Business Model
25%SLB's revenue is primarily project-based oilfield services that move closely with E&P capital spending cycles, creating material demand volatility through industry downturns. Geographic breadth is a genuine structural advantage, with FY2025 revenue spread across Middle East (34%), Europe/CIS/Africa (27%), North America (18%), and Latin America (17%), the most balanced regional mix among major oilfield services firms. The digital division's annual recurring revenue crossed $1 billion in FY2025, adding contractual revenue that moderates the cyclical swings at the margin.
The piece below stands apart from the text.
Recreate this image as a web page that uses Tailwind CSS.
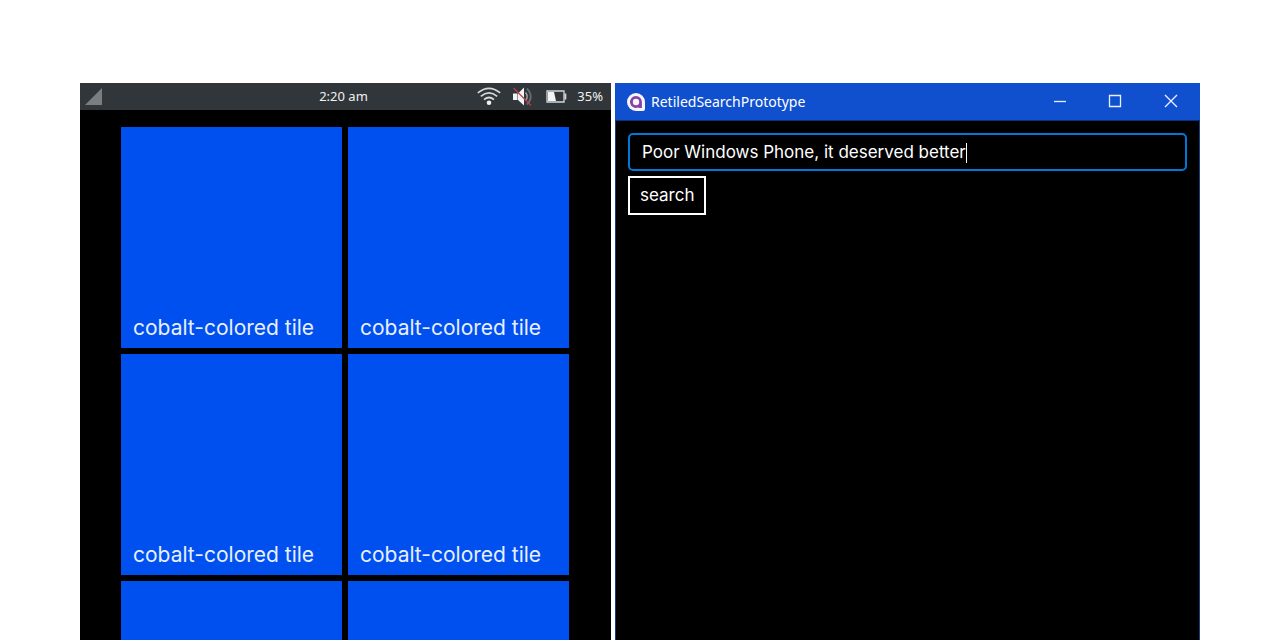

Scalability remains constrained by the labor- and equipment-intensive nature of field operations, which require proportional deployment as activity expands.
Competitive Advantages
40%SLB's competitive differentiation rests on roughly 7,500 active patents and deep workflow integration through Petrel and DELFI software platforms, which create moderate stickiness within digital and integrated projects. These advantages do not translate into pricing power across the portfolio, where competitive bidding among SLB, Halliburton, and Baker Hughes constrains rates and drove gross margin compression to roughly 18% in FY2025 from 21% a year earlier. Network effects are absent, as SLB's services deliver value well-by-well with no cross-customer dynamic. The brand is the sector's most recognized, supporting NOC relationships and talent, but without a documented pricing premium.